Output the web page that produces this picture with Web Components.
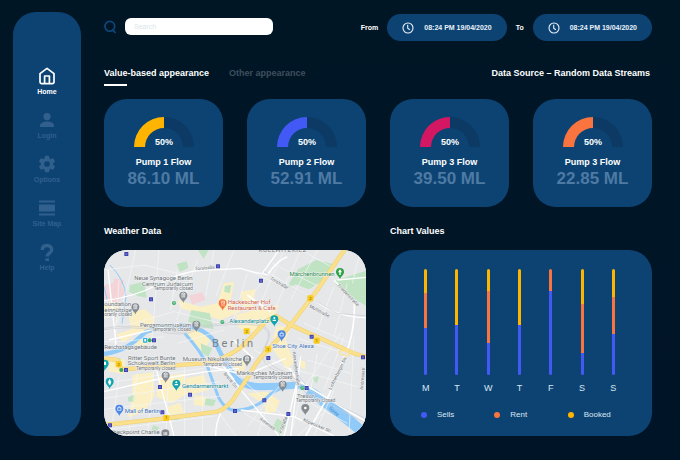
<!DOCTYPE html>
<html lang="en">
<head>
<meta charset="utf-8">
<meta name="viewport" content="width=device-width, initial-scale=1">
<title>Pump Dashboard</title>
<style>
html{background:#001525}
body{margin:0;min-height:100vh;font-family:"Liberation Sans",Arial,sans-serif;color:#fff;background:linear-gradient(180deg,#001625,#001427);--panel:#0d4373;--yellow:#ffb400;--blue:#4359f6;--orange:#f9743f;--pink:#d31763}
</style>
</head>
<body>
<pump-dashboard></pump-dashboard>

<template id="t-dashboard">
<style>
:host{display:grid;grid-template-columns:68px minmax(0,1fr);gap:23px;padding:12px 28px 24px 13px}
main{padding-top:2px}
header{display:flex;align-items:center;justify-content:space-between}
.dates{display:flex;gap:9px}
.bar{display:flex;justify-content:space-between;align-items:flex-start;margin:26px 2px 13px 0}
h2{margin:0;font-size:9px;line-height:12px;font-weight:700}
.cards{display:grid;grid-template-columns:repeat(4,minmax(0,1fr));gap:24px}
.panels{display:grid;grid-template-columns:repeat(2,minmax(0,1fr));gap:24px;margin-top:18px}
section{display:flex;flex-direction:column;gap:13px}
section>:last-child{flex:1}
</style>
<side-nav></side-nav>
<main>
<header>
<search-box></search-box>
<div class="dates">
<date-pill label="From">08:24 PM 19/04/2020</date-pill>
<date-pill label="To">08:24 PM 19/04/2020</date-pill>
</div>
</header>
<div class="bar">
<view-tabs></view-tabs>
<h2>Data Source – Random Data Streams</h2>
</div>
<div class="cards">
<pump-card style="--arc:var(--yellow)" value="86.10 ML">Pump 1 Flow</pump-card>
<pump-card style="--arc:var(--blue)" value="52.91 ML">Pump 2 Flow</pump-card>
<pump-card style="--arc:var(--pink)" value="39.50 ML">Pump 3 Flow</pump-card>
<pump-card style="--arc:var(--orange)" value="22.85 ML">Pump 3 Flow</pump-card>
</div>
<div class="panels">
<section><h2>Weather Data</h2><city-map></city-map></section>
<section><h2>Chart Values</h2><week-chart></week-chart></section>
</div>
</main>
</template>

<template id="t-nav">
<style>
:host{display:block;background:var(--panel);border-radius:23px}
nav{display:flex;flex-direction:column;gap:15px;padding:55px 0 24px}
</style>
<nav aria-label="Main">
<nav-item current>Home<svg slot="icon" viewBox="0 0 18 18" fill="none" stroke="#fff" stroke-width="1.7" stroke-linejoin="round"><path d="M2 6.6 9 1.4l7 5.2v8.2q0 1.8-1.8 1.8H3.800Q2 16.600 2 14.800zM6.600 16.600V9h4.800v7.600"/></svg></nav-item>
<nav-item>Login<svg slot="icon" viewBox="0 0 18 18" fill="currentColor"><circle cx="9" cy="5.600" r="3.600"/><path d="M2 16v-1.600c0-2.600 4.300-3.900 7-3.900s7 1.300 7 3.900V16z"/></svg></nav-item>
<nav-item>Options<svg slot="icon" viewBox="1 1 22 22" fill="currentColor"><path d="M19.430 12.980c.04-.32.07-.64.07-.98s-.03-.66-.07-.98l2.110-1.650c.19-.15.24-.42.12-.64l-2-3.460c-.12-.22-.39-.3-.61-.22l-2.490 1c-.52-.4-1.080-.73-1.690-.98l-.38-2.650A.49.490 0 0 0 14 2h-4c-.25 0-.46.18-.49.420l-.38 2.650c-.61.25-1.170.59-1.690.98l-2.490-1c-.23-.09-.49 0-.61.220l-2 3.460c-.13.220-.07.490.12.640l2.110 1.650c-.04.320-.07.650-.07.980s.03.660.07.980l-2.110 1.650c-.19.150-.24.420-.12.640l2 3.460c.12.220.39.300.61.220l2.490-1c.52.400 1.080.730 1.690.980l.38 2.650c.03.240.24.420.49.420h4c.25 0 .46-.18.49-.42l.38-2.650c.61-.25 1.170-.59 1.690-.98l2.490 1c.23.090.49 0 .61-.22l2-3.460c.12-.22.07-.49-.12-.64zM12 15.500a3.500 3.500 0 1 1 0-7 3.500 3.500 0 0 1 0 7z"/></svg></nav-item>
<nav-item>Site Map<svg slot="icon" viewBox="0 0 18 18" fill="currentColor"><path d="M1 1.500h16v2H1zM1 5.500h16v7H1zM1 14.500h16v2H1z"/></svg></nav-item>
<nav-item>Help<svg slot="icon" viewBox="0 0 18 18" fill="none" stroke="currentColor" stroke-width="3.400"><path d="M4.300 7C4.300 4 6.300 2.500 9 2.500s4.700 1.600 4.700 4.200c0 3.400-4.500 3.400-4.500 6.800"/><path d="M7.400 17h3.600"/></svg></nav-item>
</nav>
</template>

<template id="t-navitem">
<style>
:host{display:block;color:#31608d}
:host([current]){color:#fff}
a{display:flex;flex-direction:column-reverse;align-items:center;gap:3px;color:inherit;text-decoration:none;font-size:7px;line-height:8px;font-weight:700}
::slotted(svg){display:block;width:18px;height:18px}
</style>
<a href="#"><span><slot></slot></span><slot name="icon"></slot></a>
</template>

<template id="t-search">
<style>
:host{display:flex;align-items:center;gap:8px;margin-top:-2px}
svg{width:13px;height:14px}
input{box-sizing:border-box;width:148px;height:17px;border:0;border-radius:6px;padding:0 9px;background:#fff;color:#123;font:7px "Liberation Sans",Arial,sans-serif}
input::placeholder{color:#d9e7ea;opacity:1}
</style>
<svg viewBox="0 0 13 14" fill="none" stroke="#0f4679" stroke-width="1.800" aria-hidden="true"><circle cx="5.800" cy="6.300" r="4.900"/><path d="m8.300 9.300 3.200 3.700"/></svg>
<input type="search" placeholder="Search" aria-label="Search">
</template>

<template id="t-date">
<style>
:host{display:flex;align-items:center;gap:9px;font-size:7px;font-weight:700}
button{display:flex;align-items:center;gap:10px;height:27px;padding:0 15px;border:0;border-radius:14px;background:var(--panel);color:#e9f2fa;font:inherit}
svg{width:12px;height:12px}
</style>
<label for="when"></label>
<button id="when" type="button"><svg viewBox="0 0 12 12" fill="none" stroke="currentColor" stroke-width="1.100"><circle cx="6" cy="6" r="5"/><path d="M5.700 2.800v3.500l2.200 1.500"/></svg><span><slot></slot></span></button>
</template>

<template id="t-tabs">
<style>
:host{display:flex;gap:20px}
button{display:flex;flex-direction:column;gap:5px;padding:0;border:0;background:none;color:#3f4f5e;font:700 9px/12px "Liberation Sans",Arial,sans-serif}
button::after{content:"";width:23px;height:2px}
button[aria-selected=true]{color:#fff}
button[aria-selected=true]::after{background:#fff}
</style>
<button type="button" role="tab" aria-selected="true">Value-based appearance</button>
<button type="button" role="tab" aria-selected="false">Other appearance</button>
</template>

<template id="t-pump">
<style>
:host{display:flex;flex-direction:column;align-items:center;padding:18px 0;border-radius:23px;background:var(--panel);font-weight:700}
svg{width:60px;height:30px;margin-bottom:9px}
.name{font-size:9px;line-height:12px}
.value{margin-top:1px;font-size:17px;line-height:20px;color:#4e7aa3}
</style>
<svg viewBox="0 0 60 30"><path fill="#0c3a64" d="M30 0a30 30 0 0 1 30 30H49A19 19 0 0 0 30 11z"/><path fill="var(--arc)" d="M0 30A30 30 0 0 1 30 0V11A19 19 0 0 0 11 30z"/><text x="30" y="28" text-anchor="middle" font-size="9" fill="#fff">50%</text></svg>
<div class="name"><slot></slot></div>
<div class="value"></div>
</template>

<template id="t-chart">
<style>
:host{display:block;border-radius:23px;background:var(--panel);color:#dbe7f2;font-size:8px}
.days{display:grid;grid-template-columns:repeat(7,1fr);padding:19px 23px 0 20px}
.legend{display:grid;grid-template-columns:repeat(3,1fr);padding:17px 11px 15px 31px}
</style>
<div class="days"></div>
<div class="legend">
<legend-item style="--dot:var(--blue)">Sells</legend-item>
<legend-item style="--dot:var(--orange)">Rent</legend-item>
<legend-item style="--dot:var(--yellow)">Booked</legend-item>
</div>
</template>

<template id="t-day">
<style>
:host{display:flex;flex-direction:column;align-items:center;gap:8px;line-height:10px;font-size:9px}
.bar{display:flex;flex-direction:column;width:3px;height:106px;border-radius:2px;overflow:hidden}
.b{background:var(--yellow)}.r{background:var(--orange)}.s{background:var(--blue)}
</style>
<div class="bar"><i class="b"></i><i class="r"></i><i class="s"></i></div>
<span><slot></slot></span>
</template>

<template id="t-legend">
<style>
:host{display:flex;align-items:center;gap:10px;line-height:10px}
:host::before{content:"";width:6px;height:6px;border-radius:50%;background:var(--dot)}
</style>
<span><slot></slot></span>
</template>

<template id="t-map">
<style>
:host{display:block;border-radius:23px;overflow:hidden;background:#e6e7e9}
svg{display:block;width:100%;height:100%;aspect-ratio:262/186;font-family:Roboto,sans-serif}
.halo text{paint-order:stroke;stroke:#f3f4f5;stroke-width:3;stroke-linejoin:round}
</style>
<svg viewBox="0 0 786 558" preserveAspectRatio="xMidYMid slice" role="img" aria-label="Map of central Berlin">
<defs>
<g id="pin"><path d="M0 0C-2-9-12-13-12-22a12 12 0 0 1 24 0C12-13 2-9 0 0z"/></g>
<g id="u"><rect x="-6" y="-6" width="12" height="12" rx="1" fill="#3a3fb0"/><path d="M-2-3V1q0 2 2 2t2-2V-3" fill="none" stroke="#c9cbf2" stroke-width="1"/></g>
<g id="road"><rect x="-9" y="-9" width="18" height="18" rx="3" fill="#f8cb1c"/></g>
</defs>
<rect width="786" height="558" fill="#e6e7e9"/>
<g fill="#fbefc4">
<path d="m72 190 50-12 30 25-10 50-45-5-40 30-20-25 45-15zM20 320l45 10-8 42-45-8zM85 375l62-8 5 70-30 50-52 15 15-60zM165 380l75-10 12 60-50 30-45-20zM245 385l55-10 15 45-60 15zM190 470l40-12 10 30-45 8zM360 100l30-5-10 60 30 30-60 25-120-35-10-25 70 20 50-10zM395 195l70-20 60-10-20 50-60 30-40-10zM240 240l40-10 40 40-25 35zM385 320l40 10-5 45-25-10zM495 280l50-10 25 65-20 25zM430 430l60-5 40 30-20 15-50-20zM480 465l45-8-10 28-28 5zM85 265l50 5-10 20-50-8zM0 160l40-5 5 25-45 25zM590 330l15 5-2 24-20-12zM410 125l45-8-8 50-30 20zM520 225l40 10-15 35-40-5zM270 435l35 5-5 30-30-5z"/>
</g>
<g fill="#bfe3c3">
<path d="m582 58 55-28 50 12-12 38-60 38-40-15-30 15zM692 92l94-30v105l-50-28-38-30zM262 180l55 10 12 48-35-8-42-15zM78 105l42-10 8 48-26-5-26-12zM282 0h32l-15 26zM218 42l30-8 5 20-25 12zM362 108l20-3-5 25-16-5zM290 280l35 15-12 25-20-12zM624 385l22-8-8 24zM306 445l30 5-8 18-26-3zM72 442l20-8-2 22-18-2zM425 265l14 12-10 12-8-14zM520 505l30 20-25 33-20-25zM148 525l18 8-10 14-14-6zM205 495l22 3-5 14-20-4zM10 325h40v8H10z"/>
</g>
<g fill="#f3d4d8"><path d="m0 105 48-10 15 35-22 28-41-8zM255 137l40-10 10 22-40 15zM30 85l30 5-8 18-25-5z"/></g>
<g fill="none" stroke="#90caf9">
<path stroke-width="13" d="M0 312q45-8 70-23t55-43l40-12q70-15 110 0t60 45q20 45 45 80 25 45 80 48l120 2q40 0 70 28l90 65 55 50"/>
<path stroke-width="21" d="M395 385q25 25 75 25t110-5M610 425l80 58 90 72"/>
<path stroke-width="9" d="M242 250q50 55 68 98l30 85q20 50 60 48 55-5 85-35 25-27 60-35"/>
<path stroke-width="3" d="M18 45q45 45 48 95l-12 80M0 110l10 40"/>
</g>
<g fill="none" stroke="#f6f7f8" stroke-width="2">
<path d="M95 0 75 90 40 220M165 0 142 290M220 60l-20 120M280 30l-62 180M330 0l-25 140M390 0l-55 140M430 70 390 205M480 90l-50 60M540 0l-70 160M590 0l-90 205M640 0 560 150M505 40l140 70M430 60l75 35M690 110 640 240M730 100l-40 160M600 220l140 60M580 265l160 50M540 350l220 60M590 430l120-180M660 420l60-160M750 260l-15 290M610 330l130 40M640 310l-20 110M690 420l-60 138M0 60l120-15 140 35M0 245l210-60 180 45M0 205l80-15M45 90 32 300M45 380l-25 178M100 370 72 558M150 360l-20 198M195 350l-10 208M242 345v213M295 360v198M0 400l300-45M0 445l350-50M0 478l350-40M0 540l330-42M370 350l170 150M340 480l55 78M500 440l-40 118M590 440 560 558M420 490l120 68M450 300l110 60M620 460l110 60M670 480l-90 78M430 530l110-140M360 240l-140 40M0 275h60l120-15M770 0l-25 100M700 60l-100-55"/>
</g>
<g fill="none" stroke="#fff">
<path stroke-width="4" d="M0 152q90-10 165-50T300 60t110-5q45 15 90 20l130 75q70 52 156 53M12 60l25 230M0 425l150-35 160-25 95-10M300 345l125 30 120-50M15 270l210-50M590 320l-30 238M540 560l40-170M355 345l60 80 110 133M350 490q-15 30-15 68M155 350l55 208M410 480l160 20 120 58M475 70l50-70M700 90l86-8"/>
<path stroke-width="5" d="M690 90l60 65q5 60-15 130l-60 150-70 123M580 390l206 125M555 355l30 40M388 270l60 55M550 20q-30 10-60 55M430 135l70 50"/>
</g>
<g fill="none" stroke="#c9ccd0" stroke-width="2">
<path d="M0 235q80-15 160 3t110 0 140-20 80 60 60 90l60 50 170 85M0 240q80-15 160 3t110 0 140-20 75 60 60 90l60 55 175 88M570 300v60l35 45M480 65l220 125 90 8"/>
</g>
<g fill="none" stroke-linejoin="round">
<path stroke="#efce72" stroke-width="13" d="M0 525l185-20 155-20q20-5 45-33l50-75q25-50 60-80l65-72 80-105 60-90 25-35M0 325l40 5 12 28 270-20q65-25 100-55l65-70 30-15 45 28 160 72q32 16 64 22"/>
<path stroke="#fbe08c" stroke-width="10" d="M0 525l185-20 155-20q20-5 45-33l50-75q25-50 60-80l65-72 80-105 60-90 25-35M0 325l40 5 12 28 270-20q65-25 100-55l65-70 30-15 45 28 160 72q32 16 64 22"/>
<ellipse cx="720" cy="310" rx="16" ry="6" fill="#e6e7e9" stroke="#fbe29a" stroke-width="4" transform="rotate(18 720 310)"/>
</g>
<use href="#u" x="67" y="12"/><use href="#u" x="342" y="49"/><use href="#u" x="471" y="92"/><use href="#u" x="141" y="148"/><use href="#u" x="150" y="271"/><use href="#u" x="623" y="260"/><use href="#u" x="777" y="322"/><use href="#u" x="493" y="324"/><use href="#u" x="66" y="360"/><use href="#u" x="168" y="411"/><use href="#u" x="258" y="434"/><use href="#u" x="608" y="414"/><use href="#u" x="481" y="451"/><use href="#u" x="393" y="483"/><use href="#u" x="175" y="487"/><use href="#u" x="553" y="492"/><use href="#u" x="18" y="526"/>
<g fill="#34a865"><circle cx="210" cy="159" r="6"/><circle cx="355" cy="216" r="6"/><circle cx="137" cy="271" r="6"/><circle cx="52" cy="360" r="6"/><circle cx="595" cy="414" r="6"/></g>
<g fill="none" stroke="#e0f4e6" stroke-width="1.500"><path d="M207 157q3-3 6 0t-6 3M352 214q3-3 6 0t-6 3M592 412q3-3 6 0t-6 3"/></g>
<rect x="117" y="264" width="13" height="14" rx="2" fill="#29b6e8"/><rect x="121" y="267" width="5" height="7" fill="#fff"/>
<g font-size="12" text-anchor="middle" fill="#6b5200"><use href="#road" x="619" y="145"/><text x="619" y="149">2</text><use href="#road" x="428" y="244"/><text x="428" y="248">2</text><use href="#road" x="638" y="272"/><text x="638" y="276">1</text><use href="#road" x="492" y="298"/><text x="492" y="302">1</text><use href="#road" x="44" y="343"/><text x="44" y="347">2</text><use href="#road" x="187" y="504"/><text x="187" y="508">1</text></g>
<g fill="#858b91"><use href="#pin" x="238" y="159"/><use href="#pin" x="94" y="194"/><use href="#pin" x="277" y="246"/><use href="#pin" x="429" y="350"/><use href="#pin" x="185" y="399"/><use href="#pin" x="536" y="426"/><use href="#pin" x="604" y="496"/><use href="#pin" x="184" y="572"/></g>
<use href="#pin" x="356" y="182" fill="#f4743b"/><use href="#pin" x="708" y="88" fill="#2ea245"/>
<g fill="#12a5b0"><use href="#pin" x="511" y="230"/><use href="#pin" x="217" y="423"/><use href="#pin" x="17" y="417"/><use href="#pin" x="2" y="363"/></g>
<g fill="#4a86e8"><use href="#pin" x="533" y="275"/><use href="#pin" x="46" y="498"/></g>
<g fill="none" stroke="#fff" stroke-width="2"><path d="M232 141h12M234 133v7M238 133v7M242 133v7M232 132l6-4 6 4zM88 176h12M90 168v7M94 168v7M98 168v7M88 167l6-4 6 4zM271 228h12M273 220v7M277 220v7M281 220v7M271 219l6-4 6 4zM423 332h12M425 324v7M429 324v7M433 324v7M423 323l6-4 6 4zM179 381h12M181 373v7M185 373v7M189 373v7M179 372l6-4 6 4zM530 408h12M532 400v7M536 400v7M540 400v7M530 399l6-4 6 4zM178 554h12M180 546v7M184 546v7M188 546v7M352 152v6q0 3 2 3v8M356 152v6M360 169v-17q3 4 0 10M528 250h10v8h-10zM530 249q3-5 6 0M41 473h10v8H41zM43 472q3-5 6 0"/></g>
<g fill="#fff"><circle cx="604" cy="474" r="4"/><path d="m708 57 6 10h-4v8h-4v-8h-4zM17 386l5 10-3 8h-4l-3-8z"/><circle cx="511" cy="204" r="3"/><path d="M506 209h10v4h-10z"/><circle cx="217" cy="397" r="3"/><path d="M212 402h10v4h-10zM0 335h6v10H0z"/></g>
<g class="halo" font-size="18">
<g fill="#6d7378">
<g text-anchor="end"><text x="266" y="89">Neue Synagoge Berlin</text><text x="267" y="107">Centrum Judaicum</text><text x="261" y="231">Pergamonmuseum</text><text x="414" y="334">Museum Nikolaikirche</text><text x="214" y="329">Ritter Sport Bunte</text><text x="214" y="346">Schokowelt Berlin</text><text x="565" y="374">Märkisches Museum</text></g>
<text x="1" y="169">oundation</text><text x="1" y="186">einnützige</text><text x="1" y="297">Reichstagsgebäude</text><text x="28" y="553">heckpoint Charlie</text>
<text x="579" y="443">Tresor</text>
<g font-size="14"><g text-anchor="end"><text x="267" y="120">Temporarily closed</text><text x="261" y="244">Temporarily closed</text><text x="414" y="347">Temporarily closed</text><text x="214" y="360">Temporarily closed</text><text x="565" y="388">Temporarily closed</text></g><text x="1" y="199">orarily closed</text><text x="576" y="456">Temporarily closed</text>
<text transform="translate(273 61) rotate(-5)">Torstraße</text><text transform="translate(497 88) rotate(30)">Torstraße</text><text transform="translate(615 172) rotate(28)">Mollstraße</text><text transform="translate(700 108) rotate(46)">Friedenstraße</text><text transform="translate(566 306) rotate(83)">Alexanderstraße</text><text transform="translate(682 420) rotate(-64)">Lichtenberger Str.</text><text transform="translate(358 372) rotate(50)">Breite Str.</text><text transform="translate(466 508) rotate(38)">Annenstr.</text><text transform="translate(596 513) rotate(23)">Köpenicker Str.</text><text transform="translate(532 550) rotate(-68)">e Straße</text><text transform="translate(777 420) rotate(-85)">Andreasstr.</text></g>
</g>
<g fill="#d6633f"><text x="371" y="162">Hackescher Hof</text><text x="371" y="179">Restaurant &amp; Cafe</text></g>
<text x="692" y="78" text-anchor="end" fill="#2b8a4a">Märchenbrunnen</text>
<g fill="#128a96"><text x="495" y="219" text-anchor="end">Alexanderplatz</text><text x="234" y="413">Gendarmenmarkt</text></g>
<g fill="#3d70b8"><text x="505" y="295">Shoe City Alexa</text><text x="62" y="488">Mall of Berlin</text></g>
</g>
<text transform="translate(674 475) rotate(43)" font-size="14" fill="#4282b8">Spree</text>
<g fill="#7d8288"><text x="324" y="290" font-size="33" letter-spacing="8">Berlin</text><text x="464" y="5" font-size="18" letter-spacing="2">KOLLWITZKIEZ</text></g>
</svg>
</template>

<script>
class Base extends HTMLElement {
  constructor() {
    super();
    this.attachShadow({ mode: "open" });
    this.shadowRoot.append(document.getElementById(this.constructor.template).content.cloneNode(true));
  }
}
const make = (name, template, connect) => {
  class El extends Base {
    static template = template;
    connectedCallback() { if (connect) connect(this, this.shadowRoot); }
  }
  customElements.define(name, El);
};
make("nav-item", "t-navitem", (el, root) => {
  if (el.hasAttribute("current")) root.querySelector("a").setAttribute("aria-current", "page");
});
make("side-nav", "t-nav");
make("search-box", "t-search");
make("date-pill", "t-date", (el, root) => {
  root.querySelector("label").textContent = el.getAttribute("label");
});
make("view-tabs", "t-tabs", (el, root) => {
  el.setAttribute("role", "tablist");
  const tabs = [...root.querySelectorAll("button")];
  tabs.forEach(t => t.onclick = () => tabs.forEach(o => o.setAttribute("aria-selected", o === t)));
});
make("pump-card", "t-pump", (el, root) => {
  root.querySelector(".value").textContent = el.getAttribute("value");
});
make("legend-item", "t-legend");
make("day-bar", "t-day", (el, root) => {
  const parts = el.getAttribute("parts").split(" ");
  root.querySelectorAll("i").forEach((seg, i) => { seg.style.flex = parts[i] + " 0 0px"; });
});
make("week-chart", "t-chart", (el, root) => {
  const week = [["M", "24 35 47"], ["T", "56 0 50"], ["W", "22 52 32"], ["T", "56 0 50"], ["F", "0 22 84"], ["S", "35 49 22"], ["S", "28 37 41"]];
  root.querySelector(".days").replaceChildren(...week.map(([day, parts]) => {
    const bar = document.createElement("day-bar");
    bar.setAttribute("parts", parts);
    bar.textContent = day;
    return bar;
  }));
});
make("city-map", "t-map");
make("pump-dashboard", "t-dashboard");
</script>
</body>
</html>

--------------------

Return from the data every line that holds "page".

_Expected answer_:
Output the web page that produces this picture with Web Components.
  if (el.hasAttribute("current")) root.querySelector("a").setAttribute("aria-current", "page");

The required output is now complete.